We now see disturbing deals done by the Vatican with Communist China that undercut the witness of faithful Catholics there who have endured decades of persecution. Recently abortion advocates have been not merely consulted, but appointed as members of the Pontifical Academy for Life, an action more Orwellian than Orwell might have imagined. With little more than a furrowed brow the announcement by an American president, who proudly and loudly identifies as Catholic, that he will do his damnedest to impose federal legislation to enshrine the right to abortion of a baby up to birth, is allowed to pass with almost no comment from on high.
Why bother to go to Mass or any sacrament, why bother to stand up to anti-Christian ideologies, why make ourselves socially laughable by upholding the fundamental Christian teaching on family, sexuality, and life, if none of it really matters?
Why would it not matter? Well, if we are all saved anyway! If we are all saved, no matter what, then nothing matters, nothing is essential except, contingently, that which facilitates our desire to fit in here and now. Universal salvation is the apogee of narcissistic comfort seeking.

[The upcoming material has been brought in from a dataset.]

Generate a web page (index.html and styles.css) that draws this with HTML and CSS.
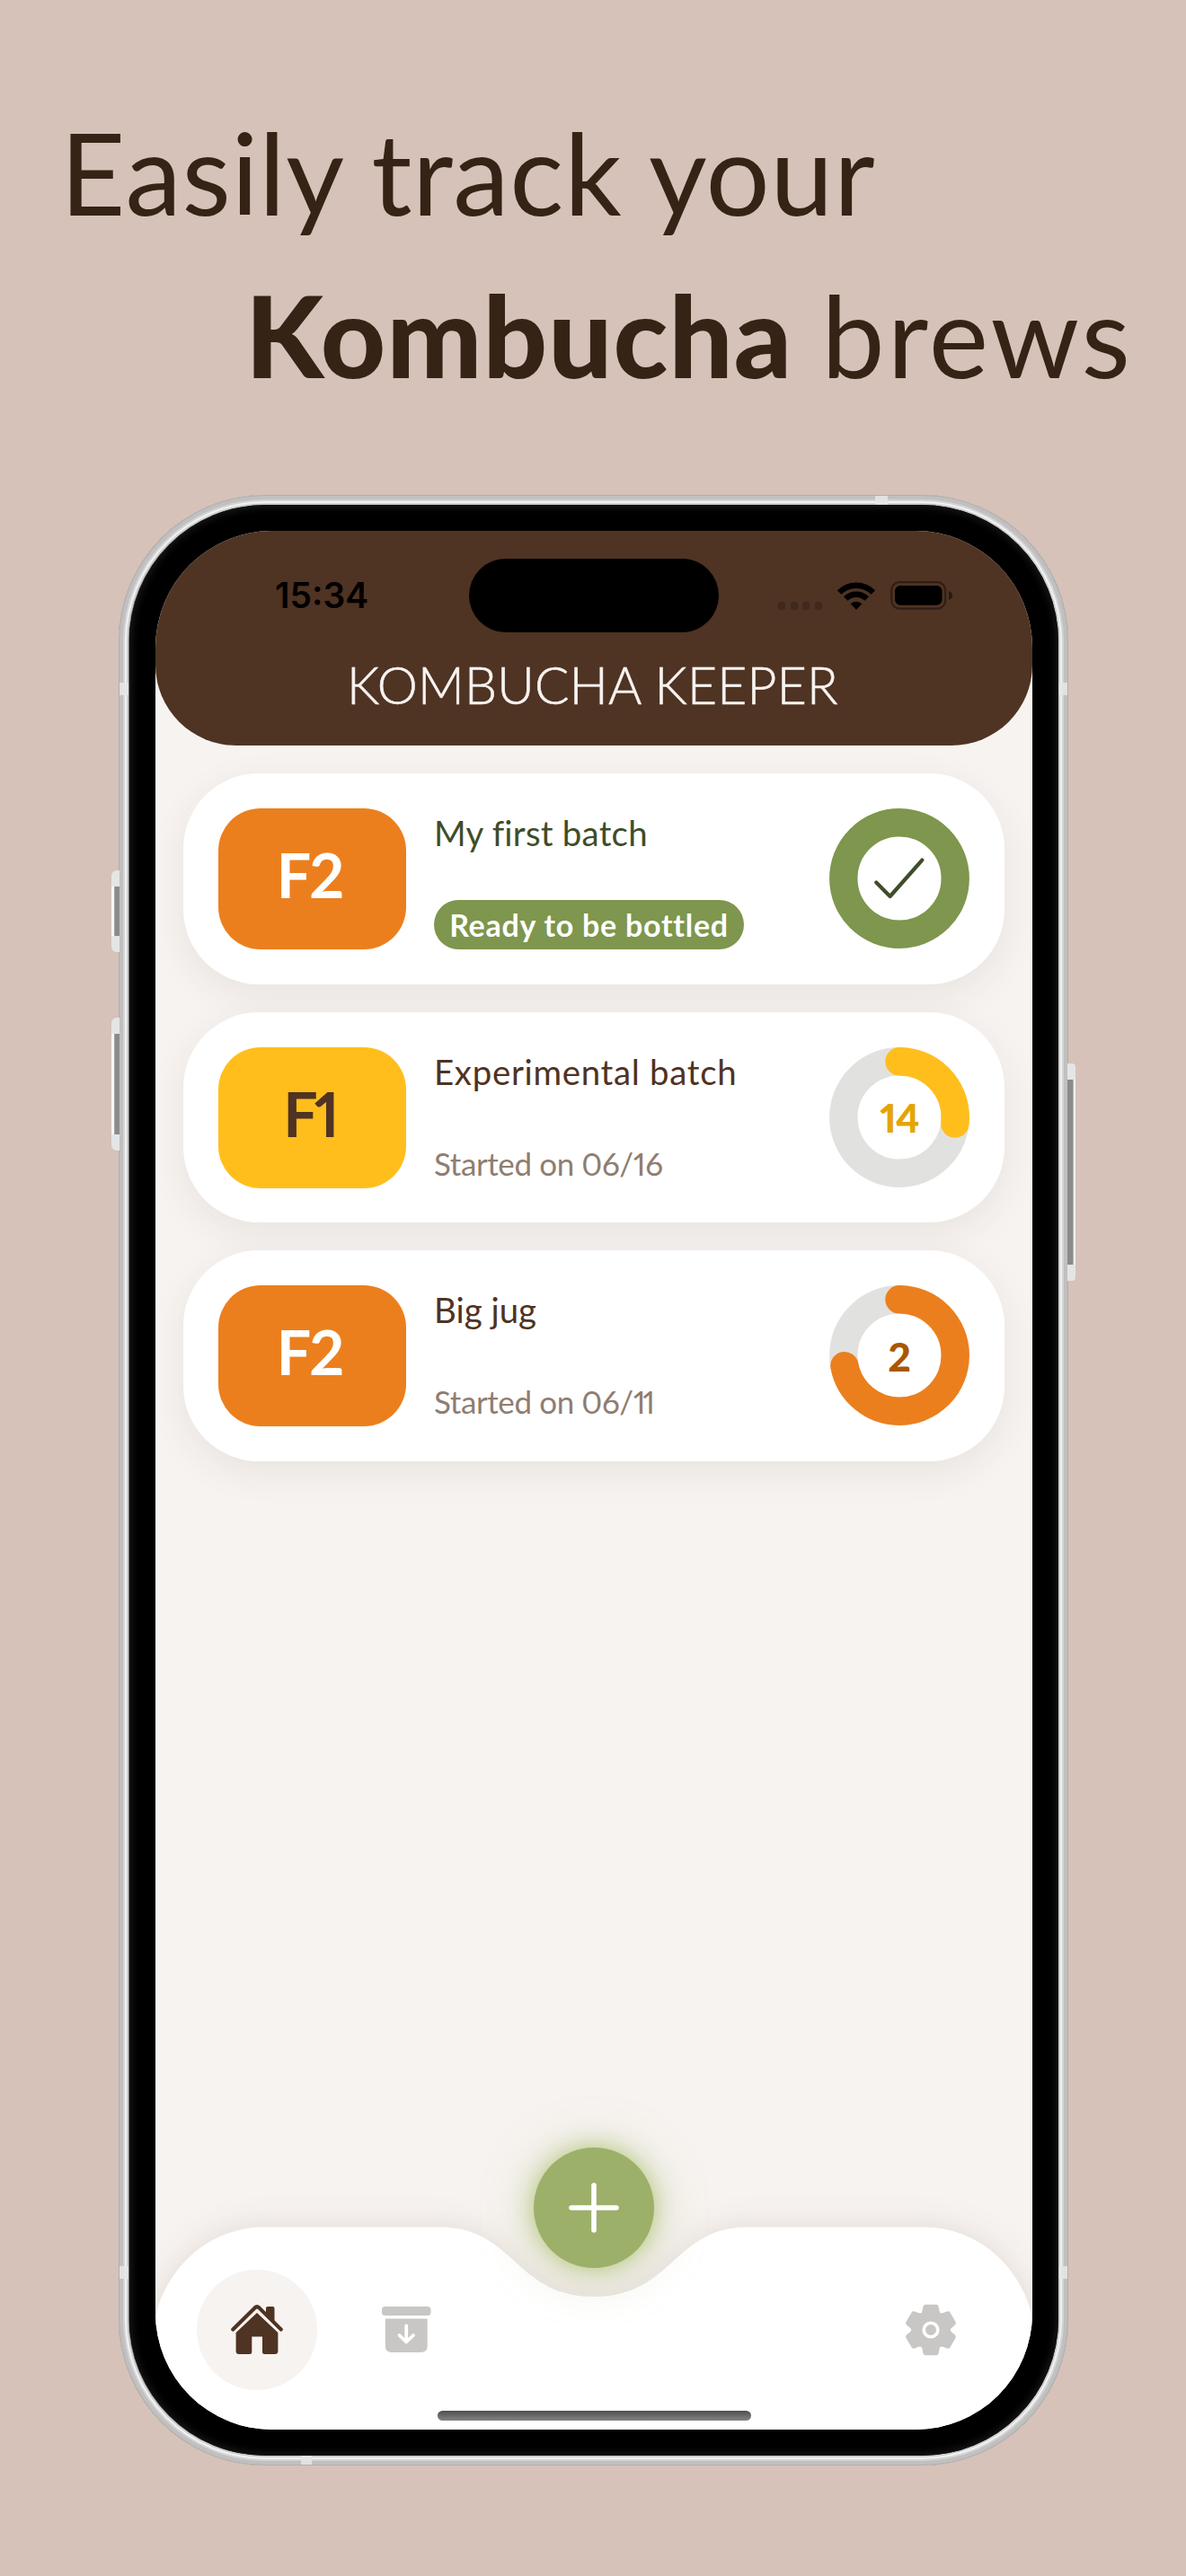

I suspect there is another elephant lurking in the room as well. Functional godlessness. More and more it seems that even in the Church the focus is on this world, its priorities and demands, its ideologies and priorities, and so the mission of the Church is little more than that of a commercial enterprise seeking to secure its niche in the secular marketplace. That is why we can have endless “initiatives” which are essentially ordered to increasing income and keeping the firm financially viable. When we do manage to talk about God, he is presented as little more than a cosmic sugar daddy, and Christ our cosmic buddy.
If it is all about this world, if salvation is not at stake, then there is no need to stand up to anything, except that to which the world takes offence. Very often that is the Christian faith itself.
This being so, then we are left with another conclusion, one that should disturb us. If nothing we do matters for our eternal salvation, then we are not free. Freedom implies that we can make a choice that matters, that has a real effect and consequence. But if we can explicitly reject God, or at least God’s revelation in scripture and the apostolic tradition, and fear no consequence, then we do not have the power to choose in real freedom. We would be little more than what the young call NPCs—non-playing characters—in some divine daydream or virtual reality gameplay.
If we are not free, then we cannot love. Love can only arise out of freedom.
So a Church that in practice sees nothing as affecting salvation, or salvation as even in question, can hardly complain if no one comes to its services. We can make the services as hip and happening as we can, but what is hip changes every few years. The buzz wears off pretty quickly and boredom takes its place. TikTok is more fun.
This, I increasingly suspect, explains much of the official opposition to the traditional liturgy, and even the reform of the reform. These are out of sync with a Church that seems to be more concerned with fitting in with secular society, which flits from one fad to another in a heartbeat.
Ironically, from a purely functionalist-pragmatic point of view, it is a doomed strategy. If the support base for the liturgy which has a near-monopoly of official approval is both dwindling and rapidly aging, while the support base for the traditional liturgy and the traditionally-conditioned celebration of the reformed liturgy is growing and significantly younger, then one may reasonably doubt not only the faith but even the commercial common sense of the Church establishment. Even if future growth seems certain to lie with today’s younger, more committed and faithful laity who can see and accept that the Church’s tradition extends further back than the 1960s then, in the midst of a secular society antagonistic to the claims of the Christian faith, it is present comfort that triumphs.
After all, if heaven is not at stake, why not? None of it would really matter.